The German university professor who came up with the idea called
them "Aryans." Gobineau snatched the opportunity, producing a tract he called
"Essay on the Inequality of the Human Races," followed by an opus of cosmic
scope that purported to prove that Aryans had founded all the great
civilizations of history. Gobineau's particular brand of "anthropological"
idiocy was mostly ignored in France (due, naturally, to the advanced state of
decline the French were in). In Germany, however, aided by the young composer
Richard Wagner, they took root. Some 80 years later, an irate young man by the
name of Adolf Hitler got hold of them.
Nazism succeeded, in the end, only in thoroughly discrediting the
Aryan theory. The myth of the "noble being" did not die, however, nor do
fascist ideologues have monopoly. In the latter decades, philosophers and
professional cultural critics from Jean-Paul Sartre to Jonathan Kozol and Noam
Chomsky have proposed, not just the inevitable decay of Western society but its
fundamental rottenness. Rationality and the belief in progress, they argue,
produce amoral, passive masses incapable of passion, action, intuition or
pride.
As contrast and as replacement for the noble savage we have the
decisive, praxis-oriented and decidedly active individuals of, say, Cambodia
under Pol Pot, Cuba under Fidel Castro and China during the Cultural
Revolution. Granted, the great regimes of this century have all excelled at
marketing themselves as utopias. Many took the bait partly also because a smell
of rot did linger over their own societies, the United States not excluded. But
to go from there to gleefully pronouncing Western civilization dead and buried
and to invite brutal and even grotesquely inhuman regimes to dance on its grave
seems a tad excessive for purportedly rational thinkers.

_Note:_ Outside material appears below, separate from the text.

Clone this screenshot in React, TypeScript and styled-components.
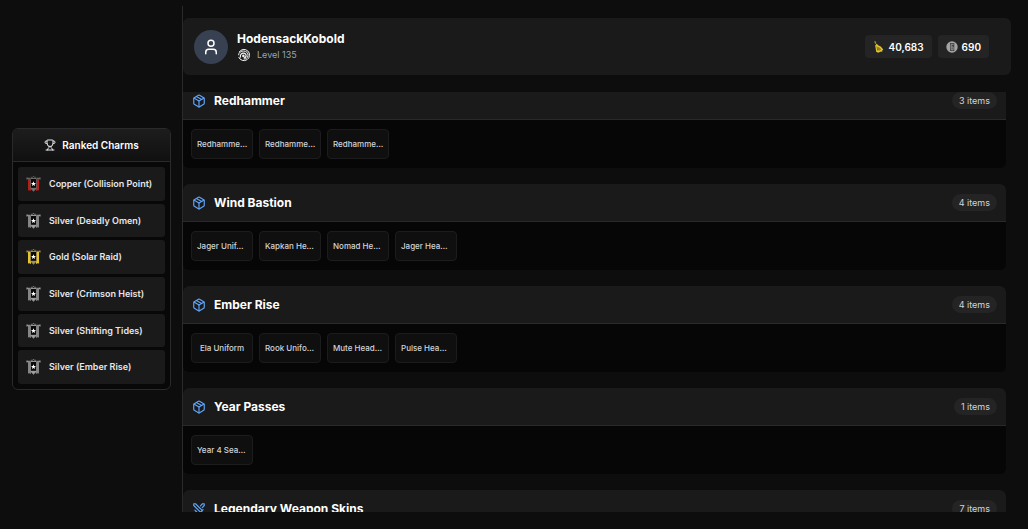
import React, { useLayoutEffect, useRef } from "react";
import styled, { createGlobalStyle } from "styled-components";
import { Package, Swords, Trophy, User } from "lucide-react";

const GlobalStyle = createGlobalStyle`
  * { box-sizing: border-box; }
  body {
    margin: 0;
    background: #0d0d0d;
    color: #ffffff;
    font-family: Inter, "Liberation Sans", sans-serif;
  }
  h1, h2, h3, p, ul { margin: 0; padding: 0; }
  ul { list-style: none; }
  svg { flex: none; }
`;

const Page = styled.div`
  display: flex;
  height: 100vh;
  padding: 6px 17px 17px 0;
`;

const Sidebar = styled.aside`
  flex: 0 0 183px;
  min-width: 0;
  display: flex;
  flex-direction: column;
  justify-content: center;
  padding: 0 11px 0 12px;
  border-right: 1px solid #2a2a2a;
`;

const CharmCard = styled.section`
  border: 1px solid #2a2a2a;
  border-radius: 6px;
  background: #080808;
  overflow: hidden;
`;

const CharmHeader = styled.header`
  display: flex;
  align-items: center;
  justify-content: center;
  gap: 6px;
  height: 33px;
  border-bottom: 1px solid #2a2a2a;
  background: linear-gradient(#1d1d1d, #101010);
`;

const CharmTitle = styled.h2`
  font-size: 10px;
  line-height: 16px;
  font-weight: 600;
`;

const CharmList = styled.ul`
  display: flex;
  flex-direction: column;
  gap: 3px;
  min-height: 227px;
  && { padding: 5px; }
`;

const CharmRow = styled.li`
  flex: 1;
  display: flex;
  align-items: center;
  gap: 8px;
  padding: 0 8px;
  border-radius: 3px;
  background: #1a1a1a;
  color: #e5e7eb;
  font-size: 9px;
  line-height: 14px;
  font-weight: 600;
  white-space: nowrap;
`;

const Main = styled.main`
  flex: 1;
  min-width: 0;
  display: flex;
  flex-direction: column;
  gap: 17px;
  padding-top: 12px;
`;

const ProfileBar = styled.header`
  flex: none;
  display: flex;
  align-items: center;
  gap: 9px;
  height: 57px;
  padding: 0 22px 0 11px;
  border-radius: 6px;
  background: #1a1a1a;
`;

const Avatar = styled.div`
  display: grid;
  place-items: center;
  width: 34px;
  height: 34px;
  border-radius: 50%;
  background: #374151;
`;

const Identity = styled.div`
  flex: 1;
  display: flex;
  flex-direction: column;
  padding-bottom: 2px;
`;

const PlayerName = styled.h1`
  font-size: 12px;
  line-height: 18px;
  font-weight: 700;
`;

const Level = styled.p`
  display: flex;
  align-items: center;
  gap: 6px;
  color: #9ca3af;
  font-size: 9px;
  line-height: 14px;
`;

const Balances = styled.div`
  display: flex;
  gap: 6px;
`;

const Balance = styled.div`
  display: flex;
  align-items: center;
  gap: 4px;
  height: 23px;
  padding: 0 8px;
  border-radius: 4px;
  background: #242424;
  font-size: 10px;
  line-height: 16px;
  font-weight: 600;
`;

const Scroller = styled.div`
  flex: 1;
  min-height: 0;
  display: flex;
  flex-direction: column;
  gap: 16px;
  padding-right: 5px;
  overflow-y: auto;
  scrollbar-width: none;
`;

const Group = styled.section`
  flex: none;
  border-radius: 6px;
  background: #060606;
  overflow: hidden;
`;

const GroupHeader = styled.header`
  display: flex;
  align-items: center;
  gap: 8px;
  height: 38px;
  padding: 0 9px;
  border-bottom: 1px solid #2a2a2a;
  background: #1a1a1a;
`;

const GroupTitle = styled.h2`
  flex: 1;
  font-size: 12px;
  line-height: 18px;
  font-weight: 700;
`;

const Count = styled.span`
  padding: 1px 7px;
  border-radius: 9px;
  background: #242424;
  color: #d1d5db;
  font-size: 9px;
  line-height: 15px;
`;

const Items = styled.ul`
  display: flex;
  flex-wrap: wrap;
  gap: 6px;
  && { padding: 9px 8px; }
`;

const Item = styled.li<{ $clipped: boolean }>`
  display: flex;
  align-items: center;
  justify-content: ${({ $clipped }) => ($clipped ? "flex-start" : "center")};
  width: 62px;
  height: 30px;
  padding: 0 5px;
  border: 1px solid #1c1c1c;
  border-radius: 4px;
  background: #0f0f0f;
  white-space: nowrap;
  color: #d1d5db;
  font-size: 8px;
  line-height: 12px;
  font-weight: 500;
`;

const CharmIcon = ({ banner, trim }: { banner: string; trim: string }) => (
  <svg width="15" height="18" viewBox="0 0 15 18" aria-hidden="true">
    <path d="M2 4h3v12l-1.500-.8L2 15.500zM10 4h3v11.500l-1.500-.3-1.500.8z" fill={banner} />
    <path d="M1 2.500v2M14 2.500v2M1 3.300h3.500M10.500 3.300H14" stroke={trim} strokeWidth="1" />
    <path d="M4.500 4.500 5.500 2l1 .8L7.500 1l1 1.800 1-.8 1 2.500v8.500l-3 3.500-3-3.500z" fill="#090909" stroke={trim} strokeWidth=".6" />
    <path d="M5 3.500h5M5 13.300h5L7.500 15.800z" fill={trim} stroke={trim} strokeWidth=".9" />
    <path d="m7.500 6.200.7 1.700 1.800.1-1.400 1.200.5 1.800-1.600-1-1.600 1 .5-1.800L5 8l1.800-.1z" fill="#fff" />
  </svg>
);

const LevelIcon = () => (
  <svg width="14" height="14" viewBox="0 0 14 14" fill="none" stroke="#f3f4f6" aria-hidden="true">
    <path d="M2.100 4.200A5.600 5.600 0 1 1 1.700 9" strokeWidth="1" />
    <path d="M1.500 7.200C1.800 4.500 4 2.900 6.700 3c2.900.1 4.700 2.200 4.300 4.800-.4 2.300-2.300 3.500-4.300 3.200" strokeWidth="1" />
    <path d="M3.500 9.600C2.700 6.800 4.400 5 6.600 5.100c1.800.1 2.800 1.400 2.500 2.900-.3 1.300-1.200 1.900-2.300 1.800" strokeWidth="1.200" />
    <circle cx="6.400" cy="7.900" r="1.300" fill="#f3f4f6" stroke="none" />
  </svg>
);

const RenownIcon = () => (
  <svg width="12" height="14" viewBox="0 0 12 14" aria-hidden="true">
    <path d="m1.800 1.200 1 2.600" stroke="#a98e24" strokeWidth="1.300" />
    <path d="m2.200 5.500 1.500-1.700 1.800 1.700 2.200.9 2.600 3-1 .9.100 1.300-2.200.2-2 1-2-1z" fill="#e3c632" />
    <path d="m3.900 6.400.8 4.100M5.700 7.400l2 2-2 .8z" stroke="#75621a" strokeWidth=".9" fill="none" />
  </svg>
);

const CreditsIcon = () => (
  <svg width="12" height="12" viewBox="0 0 12 12" fill="none" aria-hidden="true">
    <circle cx="6" cy="6" r="5.700" fill="#a3a3a3" />
    <path d="M4 2h4.300v8H4z" fill="#454545" />
    <path d="M7.500 3.300H5.200v5.400h1.900V6H5.400" stroke="#a3a3a3" strokeWidth=".8" />
  </svg>
);

const silver = { banner: "#858585", trim: "#a8a8a8" };
const copper = { banner: "#b3201b", trim: "#777777" };
const gold = { banner: "#e8c52b", trim: "#a99b63" };

const charms = [
  { name: "Copper (Collision Point)", metal: copper },
  { name: "Silver (Deadly Omen)", metal: silver },
  { name: "Gold (Solar Raid)", metal: gold },
  { name: "Silver (Crimson Heist)", metal: silver },
  { name: "Silver (Shifting Tides)", metal: silver },
  { name: "Silver (Ember Rise)", metal: silver },
];

const groups = [
  { title: "Redhammer", count: 3, icon: Package, items: ["Redhamme…", "Redhamme…", "Redhamme…"] },
  { title: "Wind Bastion", count: 4, icon: Package, items: ["Jager Unif…", "Kapkan He…", "Nomad He…", "Jager Hea…"] },
  { title: "Ember Rise", count: 4, icon: Package, items: ["Ela Uniform", "Rook Unifo…", "Mute Head…", "Pulse Hea…"] },
  { title: "Year Passes", count: 1, icon: Package, items: ["Year 4 Sea…"] },
  { title: "Legendary Weapon Skins", count: 7, icon: Swords, items: [] },
];

export default function App() {
  const scroller = useRef<HTMLDivElement>(null);

  useLayoutEffect(() => {
    if (scroller.current) scroller.current.scrollTop = 10;
  }, []);

  return (
    <>
      <GlobalStyle />
      <Page>
        <Sidebar>
          <CharmCard>
            <CharmHeader>
              <Trophy size={12} color="#e5e7eb" />
              <CharmTitle>Ranked Charms</CharmTitle>
            </CharmHeader>
            <CharmList>
              {charms.map(({ name, metal }) => (
                <CharmRow key={name}>
                  <CharmIcon {...metal} />
                  {name}
                </CharmRow>
              ))}
            </CharmList>
          </CharmCard>
        </Sidebar>
        <Main>
          <ProfileBar>
            <Avatar>
              <User size={18} />
            </Avatar>
            <Identity>
              <PlayerName>HodensackKobold</PlayerName>
              <Level>
                <LevelIcon />
                Level 135
              </Level>
            </Identity>
            <Balances>
              <Balance>
                <RenownIcon />
                40,683
              </Balance>
              <Balance>
                <CreditsIcon />
                690
              </Balance>
            </Balances>
          </ProfileBar>
          <Scroller ref={scroller}>
            {groups.map(({ title, count, icon: Icon, items }) => (
              <Group key={title}>
                <GroupHeader>
                  <Icon size={14} color="#60a5fa" />
                  <GroupTitle>{title}</GroupTitle>
                  <Count>{count} items</Count>
                </GroupHeader>
                <Items>
                  {items.map((name, index) => (
                    <Item key={index} $clipped={name.endsWith("…")}>
                      {name}
                    </Item>
                  ))}
                </Items>
              </Group>
            ))}
          </Scroller>
        </Main>
      </Page>
    </>
  );
}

We should point out that the selection of modern thinkers in
Herman's book is suspiciously left-leaning. Where are the doomsayers of the
right? The religious right especially tends to appeal to alarmist ideas of
moral decadence and societal disintegration when peddling its own solutions.
The Roman Catholic church has its prominent representative in Cardinal Joseph
Ratzinger; substitute relativism for decadence, and you'll see
the pattern. And remember Robert Bork's Sloughing toward Gomorrah (see
NCR, Nov. 11, 1996)? It was a veritable parade of garden-variety
references to decay, decline, decadence and on and on -- this time from the
right, and from a candidate for the U.S. Supreme Court to boot. He merits no
mention in this book.
Granted, radical cultural critics of the last two or three
decades, especially within the university system, have tended toward the far
left. At the same time, the grassroots political climate in the United States
especially is one of suspicion and even hostility toward academia and
intellectuals, particularly those of the left. Rush Limbaugh, for whom
liberal means degenerate, appeals, unfortunately, to a very large
audience in this country, and the fascist and overtly racist militia and
survivalist movements are only the tip of an iceberg of hate, discontent and
millenarian pessimism. This pervasive reactionary sentiment right now is
represented mostly by Neanderthal rhetoric, but it is nevertheless real and
should merit treatment in a work like Herman's.
This work does provide invaluable perspective on some prevalent
and deeply rooted ideas, however. Be aware of the omissions, but do pick up the
book if you are reading anything on the history of ideas this year. Herman's
prose is crisp, clear and sometimes ever-so-slightly ironic, but he is a
scholar and does not taunt or ridicule; the ideas he presents fail ingloriously
on their own merits.
Pierre Jorgensen is NCR's proofreader. He believes the
world as we know it will survive New Year's Eve 1999.